*Problem to work on*:
Your task is to retype the lines from the opening of the material through the line that includes "<ScrollArea />". Do not copy the pictures.
──────── Raw data
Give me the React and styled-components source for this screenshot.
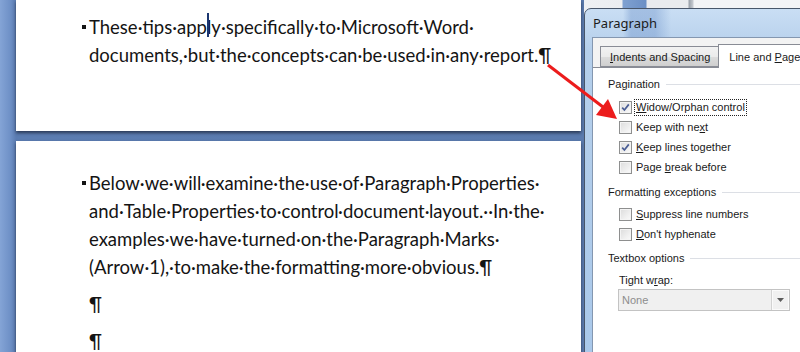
import React from 'react'
import styled, { createGlobalStyle } from 'styled-components'

const GlobalStyle = createGlobalStyle`
  html, body {
    margin: 0;
    padding: 0;
    width: 800px;
    height: 352px;
    overflow: hidden;
  }
  #root {
    width: 800px;
    height: 352px;
  }
`

// the text cursor sits over the "l" of "apply"
const CursorLine = () => (
  <>These·tips·app<CaretWrap>l<Caret /></CaretWrap>y·specifically·to·Microsoft·Word·</>
)

const pageOne = [
  {
    bullet: true,
    lines: [
      <CursorLine />,
      'documents,·but·the·concepts·can·be·used·in·any·report.¶',
    ],
  },
]

const pageTwo = [
  {
    bullet: true,
    lines: [
      'Below·we·will·examine·the·use·of·Paragraph·Properties·',
      'and·Table·Properties·to·control·document·layout.··In·the·',
      'examples·we·have·turned·on·the·Paragraph·Marks·',
      '(Arrow·1),·to·make·the·formatting·more·obvious.¶',
    ],
  },
  { lines: ['¶'] },
  { lines: ['¶'] },
]

const pagination = [
  { label: <><u>W</u>idow/Orphan control</>, checked: true, focused: true },
  { label: <>Keep with ne<u>x</u>t</> },
  { label: <><u>K</u>eep lines together</>, checked: true },
  { label: <>Page <u>b</u>reak before</> },
]

const exceptions = [
  { label: <><u>S</u>uppress line numbers</> },
  { label: <><u>D</u>on't hyphenate</> },
]

const Check = () => (
  <svg width="11" height="11" viewBox="0 0 11 11">
    <path d="M2.2 5.6 L4.4 8 L8.8 2.4" fill="none" stroke="#4a5d94" strokeWidth="1.7" />
  </svg>
)

const DocPage = ({ paragraphs, height, top }) => (
  <Page $height={height} $top={top}>
    {paragraphs.map((para, i) => (
      <Para key={i}>
        {para.lines.map((line, j) => (
          <Line key={j}>
            {para.bullet && j === 0 && <Bullet />}
            {line}
          </Line>
        ))}
      </Para>
    ))}
  </Page>
)

const CheckRow = ({ label, checked, focused }) => (
  <Row>
    <Box>{checked && <Check />}</Box>
    <Label $focused={focused}>{label}</Label>
  </Row>
)

const App = () => {
  return (
    <>
      <GlobalStyle />
      <Screen>
        <Workspace>
          <DocPage paragraphs={pageOne} height={131} top={13} />
          <DocPage paragraphs={pageTwo} top={28} />
        </Workspace>
        <ScrollArea />

        <Dialog>
          <TitleBar>Paragraph</TitleBar>
          <Client>
            <TabStrip>
              <Tab><span><u>I</u>ndents and Spacing</span></Tab>
              <Tab $active><span>Line and <u>P</u>age</span></Tab>
            </TabStrip>
            <TabPage>
              <GroupHeader>Pagination</GroupHeader>
              <Rows>
                {pagination.map((r, i) => <CheckRow key={i} {...r} />)}
              </Rows>
              <GroupHeader $gap={8}>Formatting exceptions</GroupHeader>
              <Rows $gap={5}>
                {exceptions.map((r, i) => <CheckRow key={i} {...r} />)}
              </Rows>
              <GroupHeader $gap={7}>Textbox options</GroupHeader>
              <FieldLabel>Tight w<u>r</u>ap:</FieldLabel>
              <Combo>
                <ComboText>None</ComboText>
                <ComboButton>
                  <svg width="7" height="4" viewBox="0 0 7 4">
                    <path d="M0 0 H7 L3.5 4 Z" fill="#5a5a5a" />
                  </svg>
                </ComboButton>
              </Combo>
            </TabPage>
          </Client>
        </Dialog>

        <Arrow width="800" height="352" viewBox="0 0 800 352">
          <line x1="548" y1="65" x2="603" y2="107" stroke="#ec1c1c" strokeWidth="3" />
          <polygon points="617,119 596,115 608,99" fill="#ec1c1c" />
        </Arrow>
      </Screen>
    </>
  )
}

export default App

const Screen = styled.div`
  position: relative;
  width: 800px;
  height: 352px;
  overflow: hidden;
  display: flex;
`

const Workspace = styled.div`
  width: 584px;
  flex: none;
  display: flex;
  flex-direction: column;
  gap: 10px;
  padding: 0 3px 0 16px;
  box-sizing: border-box;
  background: linear-gradient(to right, #84a4d6 0, #6f91c7 10px, #5b7cb1 16px, #5a7aad 100%);
`

const ScrollArea = styled.div`
  flex: 1;
  background: linear-gradient(
    to right,
    #eef0f3 0,
    #eceef1 38px,
    #7fa1d1 39px,
    #6b8fc5 62px,
    #e9ebee 63px,
    #e9ebee 104px,
    #9aa1aa 105px,
    #c6cad0 109px,
    #f3f4f6 110px
  );
`

const Page = styled.div`
  flex: ${p => (p.$height ? 'none' : '1')};
  height: ${p => (p.$height ? `${p.$height}px` : 'auto')};
  padding: ${p => p.$top}px 0 0 73px;
  box-sizing: border-box;
  background: #fff;
  box-shadow: 0 2px 3px rgba(25, 35, 55, 0.75);
  font-family: Lato, "Open Sans", sans-serif;
  font-size: 18.5px;
  color: #141414;
`

const Para = styled.div`
  margin-bottom: 9px;
`

const Line = styled.div`
  height: 28px;
  line-height: 28px;
  white-space: pre;
`

const Bullet = styled.span`
  display: inline-block;
  width: 4px;
  height: 4px;
  margin: 0 3px 0 -7px;
  background: #141414;
  vertical-align: 5px;
`

const CaretWrap = styled.span`
  position: relative;
`

const Caret = styled.span`
  position: absolute;
  left: 0;
  top: -3px;
  width: 2px;
  height: 24px;
  background: #1b3670;
`

const Dialog = styled.div`
  position: absolute;
  left: 584px;
  top: 8px;
  width: 240px;
  height: 360px;
  box-sizing: border-box;
  display: flex;
  flex-direction: column;
  padding-left: 7px;
  border: 1px solid #48566a;
  border-radius: 7px 7px 0 0;
  background:
    linear-gradient(to right, rgba(0, 0, 0, 0) 38px, rgba(95, 135, 195, 0.35) 46px, rgba(95, 135, 195, 0.35) 70px, rgba(0, 0, 0, 0) 86px) top / 100% 30px no-repeat,
    linear-gradient(to bottom, #c9def4, #b5cfeb 40px, #a9c8ea);
`

const TitleBar = styled.div`
  height: 28px;
  flex: none;
  display: flex;
  align-items: center;
  padding-left: 1px;
  font-family: "Noto Sans", "Open Sans", sans-serif;
  font-size: 13px;
  color: #1b1b1b;
`

const Client = styled.div`
  flex: 1;
  display: flex;
  flex-direction: column;
  background: #f3f3f3;
  border-top: 1px solid #8497b0;
  border-left: 1px solid #8497b0;
  font-family: "Liberation Sans", Arial, sans-serif;
  font-size: 11px;
  color: #1a1a1a;
`

const TabStrip = styled.div`
  display: flex;
  align-items: flex-end;
  height: 29px;
  padding-left: 7px;
  position: relative;
  z-index: 1;
`

const Tab = styled.div`
  height: ${p => (p.$active ? '24px' : '21px')};
  margin-left: ${p => (p.$active ? '-1px' : '0')};
  margin-bottom: ${p => (p.$active ? '-1px' : '0')};
  padding: 0 ${p => (p.$active ? '12px' : '8px')} 0 ${p => (p.$active ? '10px' : '9px')};
  display: flex;
  align-items: center;
  box-sizing: border-box;
  border: 1px solid #898c95;
  border-bottom: ${p => (p.$active ? 'none' : '1px solid #898c95')};
  background: ${p =>
    p.$active ? '#fff' : 'linear-gradient(to bottom, #f2f2f2 0, #ebebeb 50%, #dddddd 50%, #cfcfcf 100%)'};
  white-space: nowrap;
`

const TabPage = styled.div`
  flex: 1;
  background: #fff;
  border-top: 1px solid #898c95;
  padding: 9px 0 0 15px;
  display: flex;
  flex-direction: column;
`

const GroupHeader = styled.div`
  display: flex;
  align-items: center;
  height: 14px;
  margin-top: ${p => p.$gap || 0}px;
  white-space: nowrap;

  &::after {
    content: '';
    flex: 1;
    height: 1px;
    margin-left: 6px;
    background: #dcdfe5;
  }
`

const Rows = styled.div`
  display: flex;
  flex-direction: column;
  margin-top: ${p => p.$gap || 6}px;
  padding-left: 11px;
`

const Row = styled.div`
  display: flex;
  align-items: center;
  height: 20px;
  gap: 2px;
`

const Box = styled.div`
  width: 13px;
  height: 13px;
  box-sizing: border-box;
  display: flex;
  align-items: center;
  justify-content: center;
  border: 1px solid #8e8f8f;
  background: linear-gradient(135deg, #dcdcdc 0, #f2f2f2 70%, #fbfbfb 100%);
  box-shadow: inset 0 0 0 1px #f4f4f4;
`

const Label = styled.span`
  padding: 1px 1px;
  border: 1px dotted ${p => (p.$focused ? '#222' : 'transparent')};
  line-height: 13px;
  white-space: nowrap;
`

const FieldLabel = styled.div`
  margin: 8px 0 0 11px;
  height: 14px;
  line-height: 14px;
`

const Combo = styled.div`
  margin: 2px 0 0 10px;
  width: 172px;
  height: 22px;
  box-sizing: border-box;
  display: flex;
  border: 1px solid #c3c3c3;
  background: #f0f0f0;
`

const ComboText = styled.div`
  flex: 1;
  padding-left: 3px;
  display: flex;
  align-items: center;
  color: #8d8d8d;
`

const ComboButton = styled.div`
  width: 17px;
  display: flex;
  align-items: center;
  justify-content: center;
  border-left: 1px solid #d2d2d2;
  box-shadow: inset 0 0 0 1px #fafafa;
`

const Arrow = styled.svg`
  position: absolute;
  left: 0;
  top: 0;
  pointer-events: none;
`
────────────────
*Written response*:
Give me the React and styled-components source for this screenshot.
import React from 'react'
import styled, { createGlobalStyle } from 'styled-components'

const GlobalStyle = createGlobalStyle`
  html, body {
    margin: 0;
    padding: 0;
    width: 800px;
    height: 352px;
    overflow: hidden;
  }
  #root {
    width: 800px;
    height: 352px;
  }
`

// the text cursor sits over the "l" of "apply"
const CursorLine = () => (
  <>These·tips·app<CaretWrap>l<Caret /></CaretWrap>y·specifically·to·Microsoft·Word·</>
)

const pageOne = [
  {
    bullet: true,
    lines: [
      <CursorLine />,
      'documents,·but·the·concepts·can·be·used·in·any·report.¶',
    ],
  },
]

const pageTwo = [
  {
    bullet: true,
    lines: [
      'Below·we·will·examine·the·use·of·Paragraph·Properties·',
      'and·Table·Properties·to·control·document·layout.··In·the·',
      'examples·we·have·turned·on·the·Paragraph·Marks·',
      '(Arrow·1),·to·make·the·formatting·more·obvious.¶',
    ],
  },
  { lines: ['¶'] },
  { lines: ['¶'] },
]

const pagination = [
  { label: <><u>W</u>idow/Orphan control</>, checked: true, focused: true },
  { label: <>Keep with ne<u>x</u>t</> },
  { label: <><u>K</u>eep lines together</>, checked: true },
  { label: <>Page <u>b</u>reak before</> },
]

const exceptions = [
  { label: <><u>S</u>uppress line numbers</> },
  { label: <><u>D</u>on't hyphenate</> },
]

const Check = () => (
  <svg width="11" height="11" viewBox="0 0 11 11">
    <path d="M2.2 5.6 L4.4 8 L8.8 2.4" fill="none" stroke="#4a5d94" strokeWidth="1.7" />
  </svg>
)

const DocPage = ({ paragraphs, height, top }) => (
  <Page $height={height} $top={top}>
    {paragraphs.map((para, i) => (
      <Para key={i}>
        {para.lines.map((line, j) => (
          <Line key={j}>
            {para.bullet && j === 0 && <Bullet />}
            {line}
          </Line>
        ))}
      </Para>
    ))}
  </Page>
)

const CheckRow = ({ label, checked, focused }) => (
  <Row>
    <Box>{checked && <Check />}</Box>
    <Label $focused={focused}>{label}</Label>
  </Row>
)

const App = () => {
  return (
    <>
      <GlobalStyle />
      <Screen>
        <Workspace>
          <DocPage paragraphs={pageOne} height={131} top={13} />
          <DocPage paragraphs={pageTwo} top={28} />
        </Workspace>
        <ScrollArea />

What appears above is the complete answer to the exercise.